Data extracted from a collection:
───

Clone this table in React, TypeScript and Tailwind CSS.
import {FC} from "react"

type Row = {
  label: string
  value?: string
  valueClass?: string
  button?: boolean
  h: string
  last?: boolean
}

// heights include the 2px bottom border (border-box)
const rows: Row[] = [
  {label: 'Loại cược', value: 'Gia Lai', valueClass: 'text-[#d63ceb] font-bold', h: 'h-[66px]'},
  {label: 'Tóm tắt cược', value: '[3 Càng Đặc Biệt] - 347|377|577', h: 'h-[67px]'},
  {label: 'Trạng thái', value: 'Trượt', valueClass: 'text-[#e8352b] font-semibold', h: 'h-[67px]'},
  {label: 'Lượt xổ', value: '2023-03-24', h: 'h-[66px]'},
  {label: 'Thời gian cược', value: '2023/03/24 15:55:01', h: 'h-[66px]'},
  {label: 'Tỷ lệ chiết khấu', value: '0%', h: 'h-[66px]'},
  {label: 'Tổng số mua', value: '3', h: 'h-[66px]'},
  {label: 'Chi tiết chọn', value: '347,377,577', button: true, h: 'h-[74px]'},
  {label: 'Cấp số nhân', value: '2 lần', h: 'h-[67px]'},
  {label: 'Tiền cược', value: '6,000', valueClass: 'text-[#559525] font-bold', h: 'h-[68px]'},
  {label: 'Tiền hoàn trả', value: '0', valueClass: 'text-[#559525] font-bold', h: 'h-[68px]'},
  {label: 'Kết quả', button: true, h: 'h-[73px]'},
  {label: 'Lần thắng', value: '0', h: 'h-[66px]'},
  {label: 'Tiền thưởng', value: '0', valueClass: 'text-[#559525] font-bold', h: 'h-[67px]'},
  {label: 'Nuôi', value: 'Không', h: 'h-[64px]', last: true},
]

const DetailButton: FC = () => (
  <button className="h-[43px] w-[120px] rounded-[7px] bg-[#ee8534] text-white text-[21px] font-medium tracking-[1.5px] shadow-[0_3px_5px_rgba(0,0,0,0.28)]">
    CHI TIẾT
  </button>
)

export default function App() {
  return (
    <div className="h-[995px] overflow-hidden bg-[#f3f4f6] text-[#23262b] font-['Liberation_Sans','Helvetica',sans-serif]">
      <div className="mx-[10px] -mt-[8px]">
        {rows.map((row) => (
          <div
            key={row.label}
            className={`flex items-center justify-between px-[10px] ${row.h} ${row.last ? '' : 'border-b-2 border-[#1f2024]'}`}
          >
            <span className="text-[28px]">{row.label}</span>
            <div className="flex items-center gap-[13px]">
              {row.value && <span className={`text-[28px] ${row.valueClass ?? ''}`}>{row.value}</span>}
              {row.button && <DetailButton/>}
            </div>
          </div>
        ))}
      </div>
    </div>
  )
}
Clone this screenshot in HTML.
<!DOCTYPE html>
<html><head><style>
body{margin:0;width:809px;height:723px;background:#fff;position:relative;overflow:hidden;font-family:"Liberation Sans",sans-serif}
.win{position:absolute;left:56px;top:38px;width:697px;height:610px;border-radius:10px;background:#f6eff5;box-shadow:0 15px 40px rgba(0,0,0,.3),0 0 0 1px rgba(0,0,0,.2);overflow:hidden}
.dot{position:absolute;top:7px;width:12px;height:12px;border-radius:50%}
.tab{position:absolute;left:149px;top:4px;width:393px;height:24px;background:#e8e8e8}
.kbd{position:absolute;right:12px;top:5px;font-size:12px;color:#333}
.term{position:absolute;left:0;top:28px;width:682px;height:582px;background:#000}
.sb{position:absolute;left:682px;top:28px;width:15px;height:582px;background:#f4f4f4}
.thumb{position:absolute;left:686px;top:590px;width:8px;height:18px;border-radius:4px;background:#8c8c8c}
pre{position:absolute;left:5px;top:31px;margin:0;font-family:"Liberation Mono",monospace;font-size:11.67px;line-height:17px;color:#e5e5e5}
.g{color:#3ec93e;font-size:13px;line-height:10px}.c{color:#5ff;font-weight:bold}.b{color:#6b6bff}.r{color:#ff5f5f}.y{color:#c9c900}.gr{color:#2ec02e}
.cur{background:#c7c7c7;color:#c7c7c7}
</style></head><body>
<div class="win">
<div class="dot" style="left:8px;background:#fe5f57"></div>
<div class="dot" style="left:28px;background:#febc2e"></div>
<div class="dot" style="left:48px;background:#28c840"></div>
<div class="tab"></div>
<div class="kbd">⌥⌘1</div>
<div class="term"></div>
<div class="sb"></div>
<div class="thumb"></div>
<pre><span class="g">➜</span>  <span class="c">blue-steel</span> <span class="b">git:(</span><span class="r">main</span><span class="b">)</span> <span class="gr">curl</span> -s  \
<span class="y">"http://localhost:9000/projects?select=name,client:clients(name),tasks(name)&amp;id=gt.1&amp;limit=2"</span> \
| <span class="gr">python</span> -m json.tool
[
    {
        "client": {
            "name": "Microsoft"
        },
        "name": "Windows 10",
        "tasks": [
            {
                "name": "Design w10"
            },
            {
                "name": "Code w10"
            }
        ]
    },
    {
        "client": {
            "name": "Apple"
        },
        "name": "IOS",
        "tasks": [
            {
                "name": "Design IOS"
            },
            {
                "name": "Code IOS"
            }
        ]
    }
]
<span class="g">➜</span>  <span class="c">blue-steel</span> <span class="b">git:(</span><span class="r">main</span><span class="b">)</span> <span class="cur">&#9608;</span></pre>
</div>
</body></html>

───

Requirements:
Reproduce the listing above verbatim, from first line to last.

Solved exercise:
Clone this table in React, TypeScript and Tailwind CSS.
import {FC} from "react"

type Row = {
  label: string
  value?: string
  valueClass?: string
  button?: boolean
  h: string
  last?: boolean
}

// heights include the 2px bottom border (border-box)
const rows: Row[] = [
  {label: 'Loại cược', value: 'Gia Lai', valueClass: 'text-[#d63ceb] font-bold', h: 'h-[66px]'},
  {label: 'Tóm tắt cược', value: '[3 Càng Đặc Biệt] - 347|377|577', h: 'h-[67px]'},
  {label: 'Trạng thái', value: 'Trượt', valueClass: 'text-[#e8352b] font-semibold', h: 'h-[67px]'},
  {label: 'Lượt xổ', value: '2023-03-24', h: 'h-[66px]'},
  {label: 'Thời gian cược', value: '2023/03/24 15:55:01', h: 'h-[66px]'},
  {label: 'Tỷ lệ chiết khấu', value: '0%', h: 'h-[66px]'},
  {label: 'Tổng số mua', value: '3', h: 'h-[66px]'},
  {label: 'Chi tiết chọn', value: '347,377,577', button: true, h: 'h-[74px]'},
  {label: 'Cấp số nhân', value: '2 lần', h: 'h-[67px]'},
  {label: 'Tiền cược', value: '6,000', valueClass: 'text-[#559525] font-bold', h: 'h-[68px]'},
  {label: 'Tiền hoàn trả', value: '0', valueClass: 'text-[#559525] font-bold', h: 'h-[68px]'},
  {label: 'Kết quả', button: true, h: 'h-[73px]'},
  {label: 'Lần thắng', value: '0', h: 'h-[66px]'},
  {label: 'Tiền thưởng', value: '0', valueClass: 'text-[#559525] font-bold', h: 'h-[67px]'},
  {label: 'Nuôi', value: 'Không', h: 'h-[64px]', last: true},
]

const DetailButton: FC = () => (
  <button className="h-[43px] w-[120px] rounded-[7px] bg-[#ee8534] text-white text-[21px] font-medium tracking-[1.5px] shadow-[0_3px_5px_rgba(0,0,0,0.28)]">
    CHI TIẾT
  </button>
)

export default function App() {
  return (
    <div className="h-[995px] overflow-hidden bg-[#f3f4f6] text-[#23262b] font-['Liberation_Sans','Helvetica',sans-serif]">
      <div className="mx-[10px] -mt-[8px]">
        {rows.map((row) => (
          <div
            key={row.label}
            className={`flex items-center justify-between px-[10px] ${row.h} ${row.last ? '' : 'border-b-2 border-[#1f2024]'}`}
          >
            <span className="text-[28px]">{row.label}</span>
            <div className="flex items-center gap-[13px]">
              {row.value && <span className={`text-[28px] ${row.valueClass ?? ''}`}>{row.value}</span>}
              {row.button && <DetailButton/>}
            </div>
          </div>
        ))}
      </div>
    </div>
  )
}
Clone this screenshot in HTML.
<!DOCTYPE html>
<html><head><style>
body{margin:0;width:809px;height:723px;background:#fff;position:relative;overflow:hidden;font-family:"Liberation Sans",sans-serif}
.win{position:absolute;left:56px;top:38px;width:697px;height:610px;border-radius:10px;background:#f6eff5;box-shadow:0 15px 40px rgba(0,0,0,.3),0 0 0 1px rgba(0,0,0,.2);overflow:hidden}
.dot{position:absolute;top:7px;width:12px;height:12px;border-radius:50%}
.tab{position:absolute;left:149px;top:4px;width:393px;height:24px;background:#e8e8e8}
.kbd{position:absolute;right:12px;top:5px;font-size:12px;color:#333}
.term{position:absolute;left:0;top:28px;width:682px;height:582px;background:#000}
.sb{position:absolute;left:682px;top:28px;width:15px;height:582px;background:#f4f4f4}
.thumb{position:absolute;left:686px;top:590px;width:8px;height:18px;border-radius:4px;background:#8c8c8c}
pre{position:absolute;left:5px;top:31px;margin:0;font-family:"Liberation Mono",monospace;font-size:11.67px;line-height:17px;color:#e5e5e5}
.g{color:#3ec93e;font-size:13px;line-height:10px}.c{color:#5ff;font-weight:bold}.b{color:#6b6bff}.r{color:#ff5f5f}.y{color:#c9c900}.gr{color:#2ec02e}
.cur{background:#c7c7c7;color:#c7c7c7}
</style></head><body>
<div class="win">
<div class="dot" style="left:8px;background:#fe5f57"></div>
<div class="dot" style="left:28px;background:#febc2e"></div>
<div class="dot" style="left:48px;background:#28c840"></div>
<div class="tab"></div>
<div class="kbd">⌥⌘1</div>
<div class="term"></div>
<div class="sb"></div>
<div class="thumb"></div>
<pre><span class="g">➜</span>  <span class="c">blue-steel</span> <span class="b">git:(</span><span class="r">main</span><span class="b">)</span> <span class="gr">curl</span> -s  \
<span class="y">"http://localhost:9000/projects?select=name,client:clients(name),tasks(name)&amp;id=gt.1&amp;limit=2"</span> \
| <span class="gr">python</span> -m json.tool
[
    {
        "client": {
            "name": "Microsoft"
        },
        "name": "Windows 10",
        "tasks": [
            {
                "name": "Design w10"
            },
            {
                "name": "Code w10"
            }
        ]
    },
    {
        "client": {
            "name": "Apple"
        },
        "name": "IOS",
        "tasks": [
            {
                "name": "Design IOS"
            },
            {
                "name": "Code IOS"
            }
        ]
    }
]
<span class="g">➜</span>  <span class="c">blue-steel</span> <span class="b">git:(</span><span class="r">main</span><span class="b">)</span> <span class="cur">&#9608;</span></pre>
</div>
</body></html>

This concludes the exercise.